GlobalCounters.reset()
st = GlobalCounters.time_sum_s
with Timing("Realize Model (no kv cache) in", on_exit=partial(stats, st)):
    # realize wq, wk, wv, wo
    for x in get_parameters(model):
        x.realize()
        print(x.shape)
        print(x.lazydata.size)
        print(x.lazydata.dtype.itemsize)

bsz, seqlen, dim = 1, 8, 1024
start_pos = 0

# with Timing("total ", on_exit=lambda x: f", {1e9/x:.2f} tok/s, {GlobalCounters.global_mem/x:.2f} GB/s, param {param_bytes/x:.2f} GB/s"):
with Timing("Attention in ", on_exit=partial(stats, st)):
    x = Tensor.empty(bsz, seqlen, dim)
    out = model(x, start_pos)
    out.numpy()

model params take up 0.016777216 GB
(1024, 1024)
1048576
4
(1024, 1024)
1048576
4
(1024, 1024)
1048576
4
(1024, 1024)
1048576
4
Realize Model (no kv cache) in503.80 ms, 0.00 ms on GPU, 0.93 GOPs, 0.13 GB, 6.96 OPs/byte
Attention in 178.00 ms, 0.00 ms on GPU, 1.00 GOPs, 0.17 GB, 5.95 OPs/byte


In [9]:
for x in get_parameters(model):
    print(x.shape)

(1024, 1024)
(1024, 1024)
(1024, 1024)
(1024, 1024)
(2, 1, 1024, 64, 16)


In [10]:
class MLP:
    def __init__(self, d1, d2, d3):
        self.l1, self.l2 = nn.Linear(d1, d2),  nn.Linear(d2, d3)
    def __call__(self, x): return self.l2(self.l1(x).relu())

model = MLP(1024, 2048, 10)
param_bytes = sum([x.lazydata.size * x.dtype.itemsize for x in get_parameters(model)])
print(f'param bytes: {param_bytes*1e-9:.2f} GB')

GlobalCounters.reset()
for x in get_parameters(model): x.realize()
print(f"global mem: {GlobalCounters.global_mem*1e-9:.2f} GB")
print(f"mem used: {GlobalCounters.mem_used*1e-9:.2f} GB")

param bytes: 0.01 GB
global mem: 0.07 GB
mem used: 0.01 GB


I noticed there is a difference between the bytes allocated for the model parameters and the bytes allocated globally for everything.

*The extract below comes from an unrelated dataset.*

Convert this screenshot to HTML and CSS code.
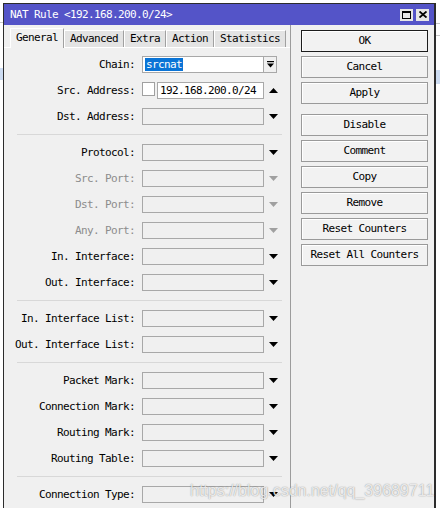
FILE: index.html
```html
<!DOCTYPE html>
<html>
<head>
<meta charset="utf-8">
<link rel="stylesheet" href="styles.css">
</head>
<body>
<div class="screen">
  <div class="bg-left">
    <div class="bg-line"></div>
    <div class="bg-hl"></div>
  </div>
  <div class="window">
    <div class="titlebar">
      <span class="title">NAT Rule &lt;192.168.200.0/24&gt;</span>
      <div class="tb-btns">
        <span class="tb-btn"><svg width="9" height="8" viewBox="0 0 9 8"><rect x="0.5" y="0.5" width="8" height="7" fill="none" stroke="#000"/><rect x="0" y="0" width="9" height="2" fill="#000"/></svg></span>
        <span class="tb-btn"><svg width="8" height="7" viewBox="0 0 8 7"><path d="M0.5 0.5L7.5 6.5M7.5 0.5L0.5 6.5" stroke="#000" stroke-width="1.8" fill="none"/></svg></span>
      </div>
    </div>
    <div class="body">
      <div class="left">
        <div class="tabs">
          <span class="tab active">General</span>
          <span class="tab">Advanced</span>
          <span class="tab">Extra</span>
          <span class="tab">Action</span>
          <span class="tab">Statistics</span>
        </div>
        <div class="form">
          <div class="row">
            <span class="lbl">Chain:</span>
            <div class="field white chain"><span class="sel">srcnat</span></div>
            <span class="combo-btn"><svg width="7" height="7" viewBox="0 0 7 7"><rect x="0" y="0" width="7" height="1.2" fill="#000"/><path d="M0 2.5h7L3.5 6.5z" fill="#000"/></svg></span>
          </div>
          <div class="row">
            <span class="lbl">Src. Address:</span>
            <span class="chk"></span>
            <div class="field white src">192.168.200.0/24</div>
            <span class="arr"><svg width="9" height="5" viewBox="0 0 9 5"><path d="M0 5h9L4.5 0z" fill="#000"/></svg></span>
          </div>
          <div class="row">
            <span class="lbl">Dst. Address:</span>
            <div class="field"></div>
            <span class="arr"><svg width="9" height="5" viewBox="0 0 9 5"><path d="M0 0h9L4.5 5z" fill="#000"/></svg></span>
          </div>
          <div class="sep"></div>
          <div class="row">
            <span class="lbl">Protocol:</span>
            <div class="field"></div>
            <span class="arr"><svg width="9" height="5" viewBox="0 0 9 5"><path d="M0 0h9L4.5 5z" fill="#000"/></svg></span>
          </div>
          <div class="row dis">
            <span class="lbl">Src. Port:</span>
            <div class="field"></div>
            <span class="arr"><svg width="9" height="5" viewBox="0 0 9 5"><path d="M0 0h9L4.5 5z" fill="#a0a0a0"/></svg></span>
          </div>
          <div class="row dis">
            <span class="lbl">Dst. Port:</span>
            <div class="field"></div>
            <span class="arr"><svg width="9" height="5" viewBox="0 0 9 5"><path d="M0 0h9L4.5 5z" fill="#a0a0a0"/></svg></span>
          </div>
          <div class="row dis">
            <span class="lbl">Any. Port:</span>
            <div class="field"></div>
            <span class="arr"><svg width="9" height="5" viewBox="0 0 9 5"><path d="M0 0h9L4.5 5z" fill="#a0a0a0"/></svg></span>
          </div>
          <div class="row">
            <span class="lbl">In. Interface:</span>
            <div class="field"></div>
            <span class="arr"><svg width="9" height="5" viewBox="0 0 9 5"><path d="M0 0h9L4.5 5z" fill="#000"/></svg></span>
          </div>
          <div class="row">
            <span class="lbl">Out. Interface:</span>
            <div class="field"></div>
            <span class="arr"><svg width="9" height="5" viewBox="0 0 9 5"><path d="M0 0h9L4.5 5z" fill="#000"/></svg></span>
          </div>
          <div class="sep"></div>
          <div class="row">
            <span class="lbl">In. Interface List:</span>
            <div class="field"></div>
            <span class="arr"><svg width="9" height="5" viewBox="0 0 9 5"><path d="M0 0h9L4.5 5z" fill="#000"/></svg></span>
          </div>
          <div class="row">
            <span class="lbl">Out. Interface List:</span>
            <div class="field"></div>
            <span class="arr"><svg width="9" height="5" viewBox="0 0 9 5"><path d="M0 0h9L4.5 5z" fill="#000"/></svg></span>
          </div>
          <div class="sep"></div>
          <div class="row">
            <span class="lbl">Packet Mark:</span>
            <div class="field"></div>
            <span class="arr"><svg width="9" height="5" viewBox="0 0 9 5"><path d="M0 0h9L4.5 5z" fill="#000"/></svg></span>
          </div>
          <div class="row">
            <span class="lbl">Connection Mark:</span>
            <div class="field"></div>
            <span class="arr"><svg width="9" height="5" viewBox="0 0 9 5"><path d="M0 0h9L4.5 5z" fill="#000"/></svg></span>
          </div>
          <div class="row">
            <span class="lbl">Routing Mark:</span>
            <div class="field"></div>
            <span class="arr"><svg width="9" height="5" viewBox="0 0 9 5"><path d="M0 0h9L4.5 5z" fill="#000"/></svg></span>
          </div>
          <div class="row">
            <span class="lbl">Routing Table:</span>
            <div class="field"></div>
            <span class="arr"><svg width="9" height="5" viewBox="0 0 9 5"><path d="M0 0h9L4.5 5z" fill="#000"/></svg></span>
          </div>
          <div class="sep"></div>
          <div class="row">
            <span class="lbl">Connection Type:</span>
            <div class="field"></div>
            <span class="arr"><svg width="9" height="5" viewBox="0 0 9 5"><path d="M0 0h9L4.5 5z" fill="#000"/></svg></span>
          </div>
        </div>
      </div>
      <div class="right">
        <div class="btn default">OK</div>
        <div class="btn">Cancel</div>
        <div class="btn">Apply</div>
        <div class="btn-gap"></div>
        <div class="btn">Disable</div>
        <div class="btn">Comment</div>
        <div class="btn">Copy</div>
        <div class="btn">Remove</div>
        <div class="btn">Reset Counters</div>
        <div class="btn">Reset All Counters</div>
      </div>
    </div>
    <div class="watermark">https://blog.csdn.net/qq_39689711</div>
  </div>
  <div class="bg-right">
    <div class="bg-line r1"></div>
    <div class="bg-line r2"></div>
    <div class="bg-hl r3"></div>
  </div>
</div>
</body>
</html>
```

FILE: styles.css
```css
html, body {
  margin: 0;
  padding: 0;
}
body {
  background: #ffffff;
  font-family: "DejaVu Sans Mono", "Liberation Mono", monospace;
  font-size: 11px;
  letter-spacing: -0.62px;
  color: #000;
}
.screen {
  display: flex;
  width: 440px;
  height: 508px;
  overflow: hidden;
  padding-top: 3px;
  box-sizing: border-box;
}
.bg-left {
  width: 3px;
  flex: none;
}
.bg-line {
  height: 1px;
  background: #c8c8c8;
  margin-top: 19px;
}
.bg-hl {
  height: 12px;
  background: #cddcf2;
  margin-top: 45px;
}
.bg-right {
  width: 4px;
  flex: none;
}
.bg-line.r1 {
  margin-top: 20px;
}
.bg-line.r2 {
  margin-top: 11px;
}
.bg-hl.r3 {
  margin-top: 34px;
  height: 14px;
}
.window {
  width: 433px;
  height: 520px;
  flex: none;
  box-sizing: border-box;
  border: 1px solid #2c2c2c;
  border-right-width: 2px;
  background: #f0f0f0;
  position: relative;
}
.titlebar {
  height: 21px;
  background: #5454c8;
  color: #fff;
  display: flex;
  align-items: center;
  justify-content: space-between;
  padding: 0 5px 0 6px;
}
.title {
  line-height: 21px;
}
.tb-btns {
  display: flex;
  gap: 3px;
}
.tb-btn {
  width: 13px;
  height: 12px;
  background: #e6e6e6;
  display: flex;
  align-items: center;
  justify-content: center;
}
.tb-btn svg {
  display: block;
}
.body {
  display: flex;
}
.left {
  width: 287px;
  flex: none;
  box-sizing: border-box;
  border-right: 1px solid #9c9c9c;
  min-height: 500px;
}
.tabs {
  height: 22px;
  display: flex;
  align-items: flex-end;
  padding-left: 6px;
}
.tab {
  height: 17px;
  box-sizing: border-box;
  padding: 0 5px;
  border-top: 1px solid #ffffff;
  border-left: 1px solid #ffffff;
  border-right: 1px solid #a0a0a0;
  background: #e3e3e3;
  line-height: 16px;
}
.tab.active {
  height: 20px;
  background: #f0f0f0;
  margin-bottom: -1px;
  position: relative;
  line-height: 17px;
}
.form {
  border-top: 1px solid #ffffff;
  padding-top: 4px;
}
.row {
  height: 26px;
  box-sizing: border-box;
  padding-top: 4px;
  display: flex;
  align-items: flex-start;
}
.lbl {
  width: 131px;
  margin-right: 7px;
  text-align: right;
  line-height: 17px;
  white-space: nowrap;
}
.row.dis .lbl {
  color: #8c8c8c;
}
.field {
  width: 122px;
  height: 17px;
  box-sizing: border-box;
  border: 1px solid #a8a8a8;
  background: #f0f0f0;
  line-height: 15px;
  white-space: nowrap;
  overflow: hidden;
}
.field.white {
  background: #ffffff;
}
.field.chain {
  padding-left: 2px;
}
.sel {
  background: #0a74d6;
  color: #fff;
  padding: 0 1px;
}
.combo-btn {
  width: 13px;
  height: 17px;
  box-sizing: border-box;
  border: 1px solid #a8a8a8;
  border-left: none;
  background: #f0f0f0;
  display: flex;
  align-items: center;
  justify-content: center;
}
.chk {
  width: 13px;
  height: 14px;
  box-sizing: border-box;
  border: 1px solid #a0a0a0;
  background: #fff;
  margin-right: 2px;
}
.field.src {
  width: 107px;
  padding-left: 2px;
}
.arr {
  width: 18px;
  height: 17px;
  display: flex;
  align-items: center;
  justify-content: center;
}
.arr svg, .combo-btn svg {
  display: block;
}
.sep {
  height: 1px;
  background: #d8d8d8;
  margin: 4px 8px 5px 13px;
}
.right {
  flex: 1;
  padding: 5px 0 0 10px;
}
.btn {
  width: 127px;
  height: 22px;
  box-sizing: border-box;
  border: 1px solid #9a9a9a;
  box-shadow: inset 1px 1px 0 #ffffff;
  background: #f2f2f2;
  text-align: center;
  line-height: 20px;
  margin-bottom: 4px;
}
.btn.default {
  border-color: #1c1c1c;
}
.btn-gap {
  height: 6px;
}
.watermark {
  position: absolute;
  left: 186px;
  top: 478px;
  font-family: "Liberation Sans", Arial, sans-serif;
  font-size: 16px;
  letter-spacing: 0;
  color: rgba(255, 255, 255, 0.8);
  text-shadow: 0 0 1px rgba(0, 0, 0, 0.35), 0 0 2px rgba(0, 0, 0, 0.15);
  white-space: nowrap;
}
```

Specifically, why do we allocate 0.06 GBs more for the global memory than for just the model params? What is taking up this extra memory? Where does this overhead come from? I tried reseting the global memory but that didn't work. Is this because we have also allocated space for all of the nested uops and all the complexity of the tinygrad stack?